A gentle family satire and a classic American road movie, “Little Miss Sunshine” harks back to the anti-establishment, countercultural comedies of the 1970s such as “Smile” or “Harold and Maude” — satirical fairy tales that preached the virtues of nonconformity over the superficiality of conventional American values.

“Little Miss Sunshine” shows us a world in which there’s a form, a brochure, a procedure, a job title, a diet, a step-by-step program, a career path, a prize, a retirement community, to quantify, sort, categorize and process every human emotion or desire. Nothing exists that cannot be compartmentalized or turned into a self-improvement mantra about “winners and losers.”

The opening montage introduces us to the Hoover family one at a time: Olive (Abigail Breslin) is the aspiring beauty queen. Her dad Richard (Greg Kinnear) is an astonishingly unsuccessful motivational speaker. He’s pathologically obsessed with winning because he’s never tasted it himself. Olive’s mom Sheryl (Toni Collette) values family above all else, and her nerves are fraying over trying to hold this one together.

Grandpa (Alan Arkin), Olive’s coach, spends hours working on her dance routine with her. Grandpa has been kicked out of a retirement home, for sleeping around and for snorting heroin. His philosophy is that you’d have to be crazy to do smack when you’re young, but when you get old, you’d be crazy not to.

Uncle Frank (Steve Carell), Sheryl’s brother, is the Number One Proust scholar in the world, and has just attempted suicide because he fell in love with a graduate student who dumped him for the Number Two Proust scholar in the world. And Olive’s teenage brother Dwayne (Paul Dano) hasn’t spoken in nine months. He’s not depressed, exactly; he’s been reading Nietzsche and has taken a vow of silence while training to get into flight school. Plus, he hates everybody.

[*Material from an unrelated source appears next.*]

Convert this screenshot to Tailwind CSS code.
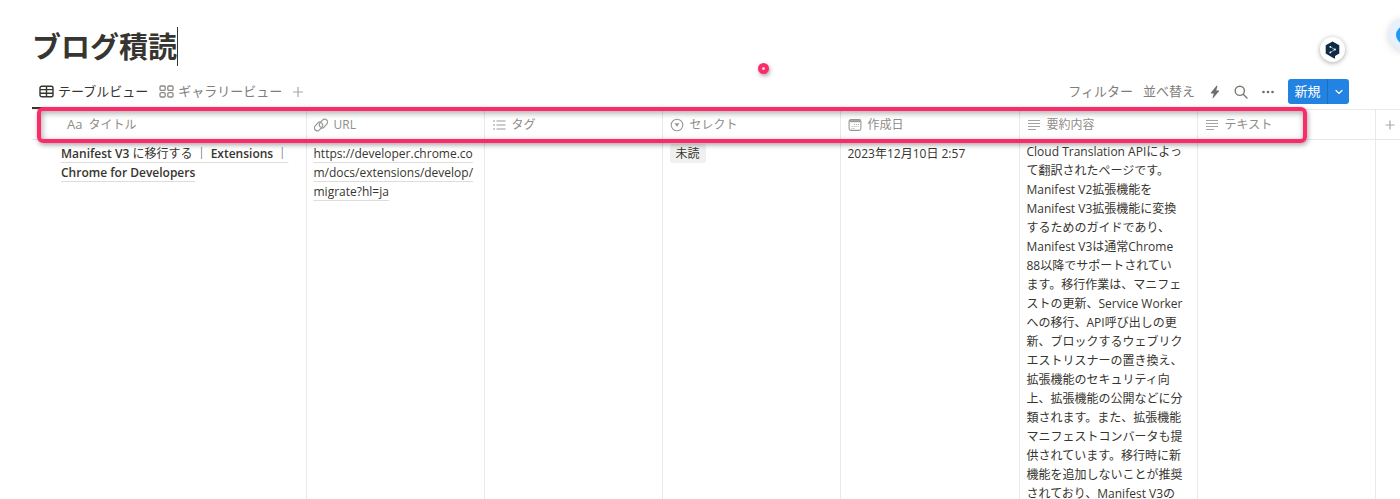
<!DOCTYPE html>
<html lang="ja">

<head>
  <meta charset="UTF-8" />
  <meta name="viewport" content="width=device-width, initial-scale=1.0" />
  <title>ブログ積読</title>
  <script src="https://cdn.jsdelivr.net/npm/@tailwindcss/browser@4"></script>
</head>

<body class="relative h-screen overflow-hidden bg-white text-[#37352f] text-[12px] leading-[19px] font-['Open_Sans','Noto_Sans_CJK_JP',sans-serif]">

  <!-- PAGE TITLE -->
  <header class="flex pl-8 pt-[27px]">
    <h1 class="text-[29px] leading-[39px] font-bold border-r border-[#37352f]">ブログ積読</h1>
  </header>

  <!-- VIEW TABS + TOOLBAR -->
  <div class="flex items-start justify-between pl-8 pr-[51px] pt-[13px] h-[43px]">
    <nav class="flex h-full text-[13px] leading-[25px]">
      <a href="#table" class="flex items-center h-full gap-1 pl-[7px] pr-1 pb-[3px] border-b-2 border-[#37352f]">
        <svg class="w-[15px] h-[13px]" viewBox="0 0 15 13" fill="none" stroke="#37352f" stroke-width="1.4">
          <rect x="1" y="1.2" width="13" height="10.6" rx="1.8" />
          <path d="M1 4.6h13M1 8.2h13M7.5 1.2v10.6" />
        </svg>
        テーブルビュー
      </a>
      <a href="#gallery" class="flex items-center h-full gap-1 pl-[7px] pb-[5px] text-[#807e79]">
        <svg class="w-[15px] h-[13px]" viewBox="0 0 15 13" fill="none" stroke="#8a8883" stroke-width="1.3">
          <rect x="1" y="1" width="5.2" height="4.4" rx="1.2" />
          <rect x="8.8" y="1" width="5.2" height="4.4" rx="1.2" />
          <rect x="1" y="7.6" width="5.2" height="4.4" rx="1.2" />
          <rect x="8.8" y="7.6" width="5.2" height="4.4" rx="1.2" />
        </svg>
        ギャラリービュー
      </a>
      <button type="button" aria-label="ビューを追加" class="flex items-center ml-[10px] h-[25px]">
        <svg class="w-3 h-3" viewBox="0 0 12 12" stroke="#aaa8a4" stroke-width="1.2"><path d="M6 1v10M1 6h10" /></svg>
      </button>
    </nav>

    <div class="flex items-center h-[25px] text-[13px] text-[#807e79]">
      <button type="button">フィルター</button>
      <button type="button" class="ml-[10px]">並べ替え</button>
      <button type="button" aria-label="オートメーション" class="ml-[14px]">
        <svg class="w-3 h-[14px]" viewBox="0 0 12 14" fill="#6f6d68"><path d="M7.6.8 1.8 7.8c-.2.3 0 .6.3.6h2.7L3.6 12.7c-.1.5.4.7.7.4L10.2 6c.2-.3 0-.6-.3-.6H7.2L8.4 1.2C8.5.7 7.9.4 7.6.8z" /></svg>
      </button>
      <button type="button" aria-label="検索" class="ml-[13px]">
        <svg class="w-[14px] h-[14px]" viewBox="0 0 14 14" fill="none" stroke="#7a7873" stroke-width="1.4" stroke-linecap="round"><circle cx="5.8" cy="5.8" r="4.6" /><path d="m9.2 9.2 3.8 3.8" /></svg>
      </button>
      <button type="button" aria-label="その他" class="ml-[14px]">
        <svg class="w-3 h-3" viewBox="0 0 12 12" fill="#6f6d68"><circle cx="1.5" cy="6" r="1.3" /><circle cx="6" cy="6" r="1.3" /><circle cx="10.5" cy="6" r="1.3" /></svg>
      </button>
      <div class="flex h-[25px] ml-[14px] rounded-[3px] overflow-hidden bg-[#2383e2] text-white">
        <button type="button" class="w-10 border-r border-[#1c70c4]">新規</button>
        <button type="button" aria-label="テンプレート" class="w-[21px] flex items-center justify-center">
          <svg class="w-2 h-2" viewBox="0 0 8 8" fill="none" stroke="white" stroke-width="1.2" stroke-linecap="round"><path d="m1 2.5 3 3 3-3" /></svg>
        </button>
      </div>
    </div>
  </div>

  <!-- DATABASE TABLE -->
  <main class="relative pl-8">
    <table class="w-full table-fixed border-collapse">
      <colgroup>
        <col class="w-[274px]" />
        <col class="w-[178px]" />
        <col class="w-[178px]" />
        <col class="w-[178px]" />
        <col class="w-[179px]" />
        <col class="w-[178px]" />
        <col class="w-[178px]" />
        <col />
      </colgroup>
      <thead class="text-left text-[#8f8d89]">
        <tr class="h-[30px] border-y border-[#e9e9e7]">
          <th class="font-normal border-r border-[#e9e9e7] pl-[35px]">
            <span class="flex items-center gap-[6px]"><span class="text-[13px]">Aa</span>タイトル</span>
          </th>
          <th class="font-normal border-r border-[#e9e9e7] pl-[7px]">
            <span class="flex items-center gap-[6px]">
              <svg class="w-[14px] h-[14px]" viewBox="0 0 14 14" fill="none" stroke="#9b9995" stroke-width="1.2" stroke-linecap="round">
                <path d="M6.2 8.8a2.8 2.8 0 0 1-.3-3.7l2.6-3a2.9 2.9 0 0 1 4.2 4l-2.6 3a2.8 2.8 0 0 1-3 .8" />
                <path d="M7.8 5.2a2.8 2.8 0 0 1 .3 3.7l-2.6 3a2.9 2.9 0 0 1-4.2-4l2.6-3a2.8 2.8 0 0 1 3-.8" />
              </svg>
              URL
            </span>
          </th>
          <th class="font-normal border-r border-[#e9e9e7] pl-[7px]">
            <span class="flex items-center gap-[6px]">
              <svg class="w-[14px] h-[14px]" viewBox="0 0 14 14" fill="none" stroke="#9b9995" stroke-width="1.1"><path d="M1 3h2M1 7h2M1 11h2M4.5 3h9M4.5 7h9M4.5 11h9" /></svg>
              タグ
            </span>
          </th>
          <th class="font-normal border-r border-[#e9e9e7] pl-[7px]">
            <span class="flex items-center gap-[6px]">
              <svg class="w-[14px] h-[14px]" viewBox="0 0 14 14"><circle cx="7" cy="7" r="5.8" fill="none" stroke="#9b9995" stroke-width="1.1" /><path d="M4.6 5.3h4.8L7 9z" fill="#9b9995" /></svg>
              セレクト
            </span>
          </th>
          <th class="font-normal border-r border-[#e9e9e7] pl-[7px]">
            <span class="flex items-center gap-[6px]">
              <svg class="w-[14px] h-[14px]" viewBox="0 0 14 14" fill="none" stroke="#9b9995">
                <rect x="1.1" y="1.6" width="11.8" height="10.8" rx="1.8" stroke-width="1.1" />
                <path d="M1.5 3.2h11" stroke-width="2" />
                <path d="M6 6.5h5M3.5 8.5h7M3.5 10.5h4" stroke-dasharray="1 1" stroke-width=".8" />
              </svg>
              作成日
            </span>
          </th>
          <th class="font-normal border-r border-[#e9e9e7] pl-[7px]">
            <span class="flex items-center gap-[6px]">
              <svg class="w-[14px] h-[14px]" viewBox="0 0 14 14" stroke="#a5a3a0"><path d="M1 2.5h12M1 5.5h12M1 8.5h12M1 11.5h8" /></svg>
              要約内容
            </span>
          </th>
          <th class="font-normal border-r border-[#e9e9e7] pl-[7px]">
            <span class="flex items-center gap-[6px]">
              <svg class="w-[14px] h-[14px]" viewBox="0 0 14 14" stroke="#a5a3a0"><path d="M1 2.5h12M1 5.5h12M1 8.5h12M1 11.5h8" /></svg>
              テキスト
            </span>
          </th>
          <th class="pl-[9px]">
            <button type="button" aria-label="列を追加" class="flex">
              <svg class="w-[10px] h-[10px]" viewBox="0 0 10 10" stroke="#aaa8a4" stroke-width="1.2"><path d="M5 .5v9M.5 5h9" /></svg>
            </button>
          </th>
        </tr>
      </thead>
      <tbody class="align-top">
        <tr>
          <td class="border-r border-[#e9e9e7] pl-[29px] pt-1 whitespace-nowrap">
            <a href="#page" class="font-semibold underline decoration-[#dddddb] underline-offset-4">Manifest V3 <span class="font-normal">に移行する ｜</span> Extensions <span class="font-normal">｜</span><br />Chrome for Developers</a>
          </td>
          <td class="border-r border-[#e9e9e7] pl-[7px] pt-1 whitespace-nowrap">
            <a href="#url" class="underline decoration-[#dddddb] underline-offset-4">https://developer.chrome.co<br />m/docs/extensions/develop/<br />migrate?hl=ja</a>
          </td>
          <td class="border-r border-[#e9e9e7]"></td>
          <td class="border-r border-[#e9e9e7] pl-[7px] pt-1">
            <span class="inline-block px-[6px] rounded-[3px] bg-[#f0f0ee]">未読</span>
          </td>
          <td class="border-r border-[#e9e9e7] pl-[7px] pt-1">2023年12月10日 2:57</td>
          <td class="border-r border-[#e9e9e7] pl-[7px] pt-[2px] whitespace-nowrap">
            Cloud Translation APIによっ<br />
            て翻訳されたページです。<br />
            Manifest V2拡張機能を<br />
            Manifest V3拡張機能に変換<br />
            するためのガイドであり、<br />
            Manifest V3は通常Chrome<br />
            88以降でサポートされてい<br />
            ます。移行作業は、マニフェ<br />
            ストの更新、Service Worker<br />
            への移行、API呼び出しの更<br />
            新、ブロックするウェブリク<br />
            エストリスナーの置き換え、<br />
            拡張機能のセキュリティ向<br />
            上、拡張機能の公開などに分<br />
            類されます。また、拡張機能<br />
            マニフェストコンバータも提<br />
            供されています。移行時に新<br />
            機能を追加しないことが推奨<br />
            されており、Manifest V3の
          </td>
          <td class="border-r border-[#e9e9e7]"></td>
          <td></td>
        </tr>
      </tbody>
    </table>

    <!-- highlight around the property names -->
    <div class="absolute -top-[2px] left-[37px] right-[93px] h-9 rounded-[6px] border-4 border-[#fb2b69] shadow-[1px_2px_5px_rgba(0,0,0,0.35),inset_1px_2px_6px_rgba(0,0,0,0.35)] pointer-events-none"></div>
  </main>

  <!-- click marker -->
  <div class="absolute top-[63px] left-[758px] w-[11px] h-[11px] rounded-full border-4 border-[#fb2b69] bg-[#e8d5db] shadow-[1px_2px_4px_rgba(0,0,0,0.35)]"></div>

  <!-- DeepL button -->
  <button type="button" aria-label="DeepL" class="absolute top-[37px] right-[55px] w-[25px] h-[25px] flex items-center justify-center rounded-full bg-white shadow-[0_1px_5px_rgba(0,0,0,0.35)]">
    <svg class="w-[15px] h-[18px]" viewBox="0 0 15 18">
      <path d="M7.5.5 14.3 4.3v8.2L10 15v2.8L6.5 16 .7 12.5V4.3z" fill="#0f2b46" />
      <path d="M5.3 5.8 9.8 8.6 5.3 11.4" fill="none" stroke="white" stroke-width=".6" />
      <circle cx="5.3" cy="5.8" r=".9" fill="white" /><circle cx="9.9" cy="8.6" r="1" fill="white" /><circle cx="5.3" cy="11.4" r=".9" fill="white" />
    </svg>
  </button>

  <!-- side badge, half off screen -->
  <div class="absolute top-[19px] -right-5 w-[31px] h-[31px] flex items-center justify-center rounded-full bg-[#e6f0fe] shadow-[0_1px_8px_rgba(0,0,0,0.18)]">
    <span class="w-[18px] h-[18px] rounded-full bg-[#1d9bf0]"></span>
  </div>
</body>

</html>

After our initial introductions, “Little Miss Sunshine” does something quite extraordinary: It gives us a single, nearly 20-minute scene built around a family dinner of takeout fried chicken in which we learn everything about Hoover family dynamics. It’s a daring move that establishes the movie’s characters and comedic tone, and then … road trip!

You just won’t see a better acted, and better cast, movie than “Little Miss Sunshine.” These actors (and their directors, Jonathan Dayton and Valerie Faris) grasp how unspoken reactions can be funnier than dialogue or punchlines, and how pain can be the source of the most satisfying comedy.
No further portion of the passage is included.